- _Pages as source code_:
═══

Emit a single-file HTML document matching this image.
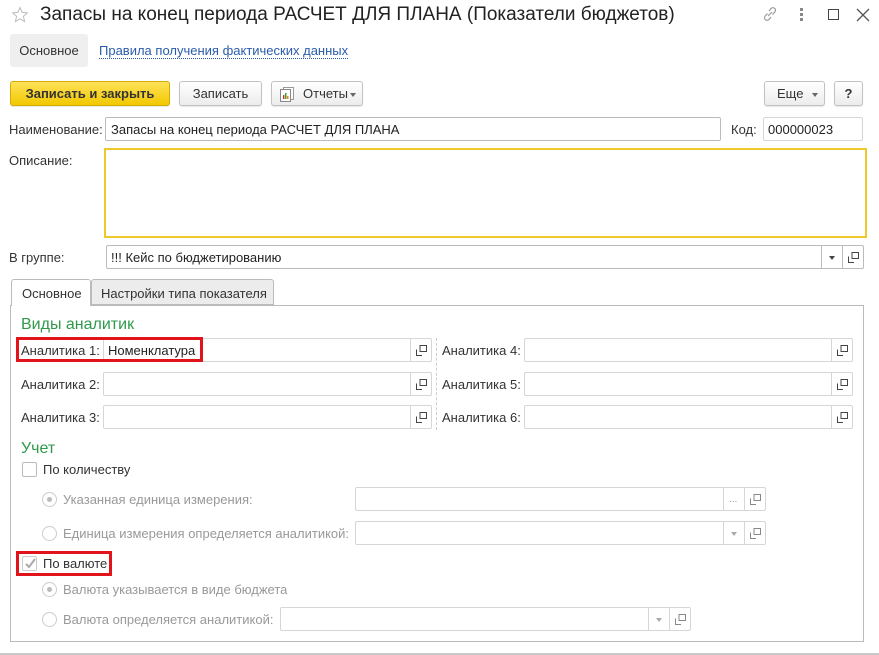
<!DOCTYPE html>
<html><head><meta charset="utf-8"><style>
*{box-sizing:border-box;margin:0;padding:0}
body{width:879px;height:655px;background:#fff;font-family:"Liberation Sans",Arial,sans-serif;font-size:13px;color:#333;position:relative;overflow:hidden}
.a{position:absolute;white-space:nowrap}
.inp{position:absolute;border:1px solid #bbb;border-radius:2px;background:#fff;height:24px}
.inp.l{border-color:#d6d6d6}
.btn{position:absolute;border:1px solid #c2c2c2;border-radius:3px;background:linear-gradient(#fff,#ececec);height:25px;text-align:center;line-height:23px;box-shadow:0 1px 1px rgba(0,0,0,.1)}
.sb{position:absolute;top:0;bottom:0;border-left:1px solid #d6d6d6;width:21px}
.sb svg{position:absolute;left:5px;top:6px}
.dd{position:absolute;left:7px;top:10px;width:0;height:0;border-left:3.5px solid transparent;border-right:3.5px solid transparent;border-top:4px solid #666}
.g{color:#999}
.green{color:#2e9a4a;font-size:16px}
.red{position:absolute;border:3px solid #e0141a}
.rad{position:absolute;width:15px;height:15px;border:1px solid #ccc;border-radius:50%;background:#fff}
.rad.on::after{content:"";position:absolute;left:4px;top:4px;width:5px;height:5px;border-radius:50%;background:#bbb}
</style></head><body>
<svg class="a" style="left:11px;top:6px" width="18" height="18" viewBox="0 0 18 18"><path d="M9 1.5L11.2 6.4 16.3 6.9 12.4 10.3 13.6 15.5 9 12.8 4.4 15.5 5.6 10.3 1.7 6.9 6.8 6.4Z" fill="none" stroke="#bbb" stroke-width="1"/></svg>
<div class="a" style="left:40px;top:4px;font-size:19px;color:#222">Запасы на конец периода РАСЧЕТ ДЛЯ ПЛАНА (Показатели бюджетов)</div>
<svg class="a" style="left:761px;top:5px" width="18" height="18" viewBox="0 0 18 18"><path d="M8 6l2-2.5a2.5 2.5 0 0 1 3.8 3.5l-2.3 2.5M10 12l-2 2.5a2.5 2.5 0 0 1-3.8-3.5l2.3-2.5M7 11l4-4" fill="none" stroke="#999" stroke-width="1.2"/></svg>
<div class="a" style="left:800px;top:8px;width:3px;height:3px;background:#888;box-shadow:0 5px 0 #888,0 10px 0 #888"></div>
<div class="a" style="left:828px;top:9px;width:11px;height:11px;border:1.5px solid #444"></div>
<svg class="a" style="left:856px;top:8px" width="14" height="14" viewBox="0 0 14 14"><path d="M1 1L13 13M13 1L1 13" stroke="#555" stroke-width="1.3"/></svg>

<div class="a" style="left:10px;top:34px;width:78px;height:33px;background:#efefef;border-radius:3px;line-height:33px;text-align:center;color:#333">Основное</div>
<div class="a" style="left:99px;top:43px;color:#2a5caa;border-bottom:1px dotted #2a5caa;line-height:15px">Правила получения фактических данных</div>

<div class="btn" style="left:10px;top:81px;width:160px;background:linear-gradient(#ffe25a,#f2c800);border-color:#d4ad00;font-weight:bold;color:#333">Записать и закрыть</div>
<div class="btn" style="left:179px;top:81px;width:83px">Записать</div>
<div class="btn" style="left:271px;top:81px;width:92px;text-align:left;padding-left:31px">Отчеты
<span style="position:absolute;left:78px;top:11px;border-left:3.5px solid transparent;border-right:3.5px solid transparent;border-top:4px solid #666"></span>
<svg style="position:absolute;left:7px;top:5px" width="16" height="15" viewBox="0 0 16 15"><rect x="4.5" y="0.5" width="10" height="12" fill="#fff" stroke="#999"/><rect x="1.5" y="2.5" width="10" height="12" fill="#fff" stroke="#888"/><rect x="4" y="8" width="1.5" height="4" fill="#d33"/><rect x="6" y="6" width="1.5" height="6" fill="#3a3"/><rect x="8" y="9" width="1.5" height="3" fill="#e80"/></svg></div>
<div class="btn" style="left:764px;top:81px;width:61px;text-align:left;padding-left:12px">Еще<span style="position:absolute;left:47px;top:11px;border-left:3.5px solid transparent;border-right:3.5px solid transparent;border-top:4px solid #666"></span></div>
<div class="btn" style="left:834px;top:81px;width:29px;font-weight:bold">?</div>

<div class="a" style="left:9px;top:122px">Наименование:</div>
<div class="inp" style="left:105px;top:117px;width:616px;padding:4px 5px;color:#222">Запасы на конец периода РАСЧЕТ ДЛЯ ПЛАНА</div>
<div class="a" style="left:731px;top:122px">Код:</div>
<div class="inp l" style="left:763px;top:117px;width:100px;padding:4px 4px;color:#222">000000023</div>

<div class="a" style="left:9px;top:153px">Описание:</div>
<div class="a" style="left:104px;top:148px;width:763px;height:90px;border:2px solid #f0c82a"></div>

<div class="a" style="left:9px;top:250px">В группе:</div>
<div class="inp" style="left:106px;top:245px;width:758px;padding:4px 4px;color:#222">!!! Кейс по бюджетированию
<div class="sb" style="left:714px;border-color:#bbb"><span class="dd" style="border-top-color:#444"></span></div>
<div class="sb" style="left:735px;border-color:#bbb"><svg width="11" height="11" viewBox="0 0 11 11"><path d="M4 0.5H10.5V6.5H4Z M0.5 4.5V10.5H6" fill="none" stroke="#444"/></svg></div></div>

<div class="a" style="left:10px;top:305px;width:854px;height:337px;border:1px solid #bbb"></div>
<div class="a" style="left:11px;top:279px;width:80px;height:27px;border:1px solid #bbb;border-bottom:none;background:#fff;border-radius:3px 3px 0 0;padding:6px 0 0 10px">Основное</div>
<div class="a" style="left:91px;top:279px;width:183px;height:26px;border:1px solid #bbb;background:#ececec;border-radius:3px 3px 0 0;padding:6px 0 0 9px">Настройки типа показателя</div>

<div class="a green" style="left:21px;top:316px">Виды аналитик</div>
<div class="a" style="left:436px;top:338px;height:92px;border-left:1px dashed #ccc"></div>

<div class="a" style="left:21px;top:343px">Аналитика 1:</div>
<div class="a" style="left:21px;top:377px">Аналитика 2:</div>
<div class="a" style="left:21px;top:410px">Аналитика 3:</div>
<div class="a" style="left:442px;top:343px">Аналитика 4:</div>
<div class="a" style="left:442px;top:377px">Аналитика 5:</div>
<div class="a" style="left:442px;top:410px">Аналитика 6:</div>

<div class="inp l" style="left:103px;top:338px;width:329px;padding:4px 4px;color:#222">Номенклатура<div class="sb" style="left:306px"><svg width="11" height="11" viewBox="0 0 11 11"><path d="M4 0.5H10.5V6.5H4Z M0.5 4.5V10.5H6" fill="none" stroke="#444"/></svg></div></div>
<div class="inp l" style="left:103px;top:372px;width:329px"><div class="sb" style="left:306px"><svg width="11" height="11" viewBox="0 0 11 11"><path d="M4 0.5H10.5V6.5H4Z M0.5 4.5V10.5H6" fill="none" stroke="#444"/></svg></div></div>
<div class="inp l" style="left:103px;top:405px;width:329px"><div class="sb" style="left:306px"><svg width="11" height="11" viewBox="0 0 11 11"><path d="M4 0.5H10.5V6.5H4Z M0.5 4.5V10.5H6" fill="none" stroke="#444"/></svg></div></div>
<div class="inp l" style="left:524px;top:338px;width:329px"><div class="sb" style="left:306px"><svg width="11" height="11" viewBox="0 0 11 11"><path d="M4 0.5H10.5V6.5H4Z M0.5 4.5V10.5H6" fill="none" stroke="#444"/></svg></div></div>
<div class="inp l" style="left:524px;top:372px;width:329px"><div class="sb" style="left:306px"><svg width="11" height="11" viewBox="0 0 11 11"><path d="M4 0.5H10.5V6.5H4Z M0.5 4.5V10.5H6" fill="none" stroke="#444"/></svg></div></div>
<div class="inp l" style="left:524px;top:405px;width:329px"><div class="sb" style="left:306px"><svg width="11" height="11" viewBox="0 0 11 11"><path d="M4 0.5H10.5V6.5H4Z M0.5 4.5V10.5H6" fill="none" stroke="#444"/></svg></div></div>
<div class="red" style="left:16px;top:337px;width:187px;height:25px"></div>

<div class="a green" style="left:21px;top:440px">Учет</div>
<div class="a" style="left:22px;top:462px;width:15px;height:15px;border:1px solid #bbb;border-radius:2px"></div>
<div class="a" style="left:43px;top:462px">По количеству</div>

<div class="rad on" style="left:42px;top:492px"></div>
<div class="a g" style="left:63px;top:492px">Указанная единица измерения:</div>
<div class="inp l" style="left:355px;top:487px;width:411px"><div class="sb" style="left:367px;color:#999;font-size:10px;padding:6px 0 0 5px">...</div><div class="sb" style="left:388px"><svg width="11" height="11" viewBox="0 0 11 11"><path d="M4 0.5H10.5V6.5H4Z M0.5 4.5V10.5H6" fill="none" stroke="#888"/></svg></div></div>
<div class="rad" style="left:42px;top:526px"></div>
<div class="a g" style="left:63px;top:526px">Единица измерения определяется аналитикой:</div>
<div class="inp l" style="left:355px;top:521px;width:411px"><div class="sb" style="left:367px"><span class="dd" style="border-top-color:#aaa"></span></div><div class="sb" style="left:388px"><svg width="11" height="11" viewBox="0 0 11 11"><path d="M4 0.5H10.5V6.5H4Z M0.5 4.5V10.5H6" fill="none" stroke="#888"/></svg></div></div>

<div class="a" style="left:22px;top:556px;width:15px;height:15px;border:1px solid #ccc;border-radius:2px"><svg style="position:absolute;left:1px;top:0" width="13" height="13" viewBox="0 0 13 13"><path d="M2 7L5 10 11 2" fill="none" stroke="#aaa" stroke-width="2"/></svg></div>
<div class="a" style="left:43px;top:556px">По валюте</div>
<div class="red" style="left:16px;top:551px;width:96px;height:25px"></div>

<div class="rad on" style="left:42px;top:582px"></div>
<div class="a g" style="left:63px;top:582px">Валюта указывается в виде бюджета</div>
<div class="rad" style="left:42px;top:612px"></div>
<div class="a g" style="left:63px;top:612px">Валюта определяется аналитикой:</div>
<div class="inp l" style="left:280px;top:607px;width:411px"><div class="sb" style="left:367px"><span class="dd" style="border-top-color:#aaa"></span></div><div class="sb" style="left:388px"><svg width="11" height="11" viewBox="0 0 11 11"><path d="M4 0.5H10.5V6.5H4Z M0.5 4.5V10.5H6" fill="none" stroke="#888"/></svg></div></div>

<div class="a" style="left:0;top:653px;width:879px;height:2px;background:#c8c8c8"></div>
</body></html>
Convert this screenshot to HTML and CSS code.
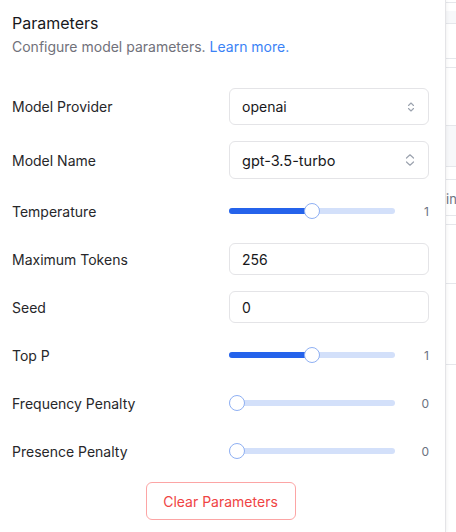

═══

- _WHAT YOU ARE ASKED TO DO_:
Find the word "this" and list each line it appears in.

- _EXERCISE ANSWER_:
Emit a single-file HTML document matching this image.
Convert this screenshot to HTML and CSS code.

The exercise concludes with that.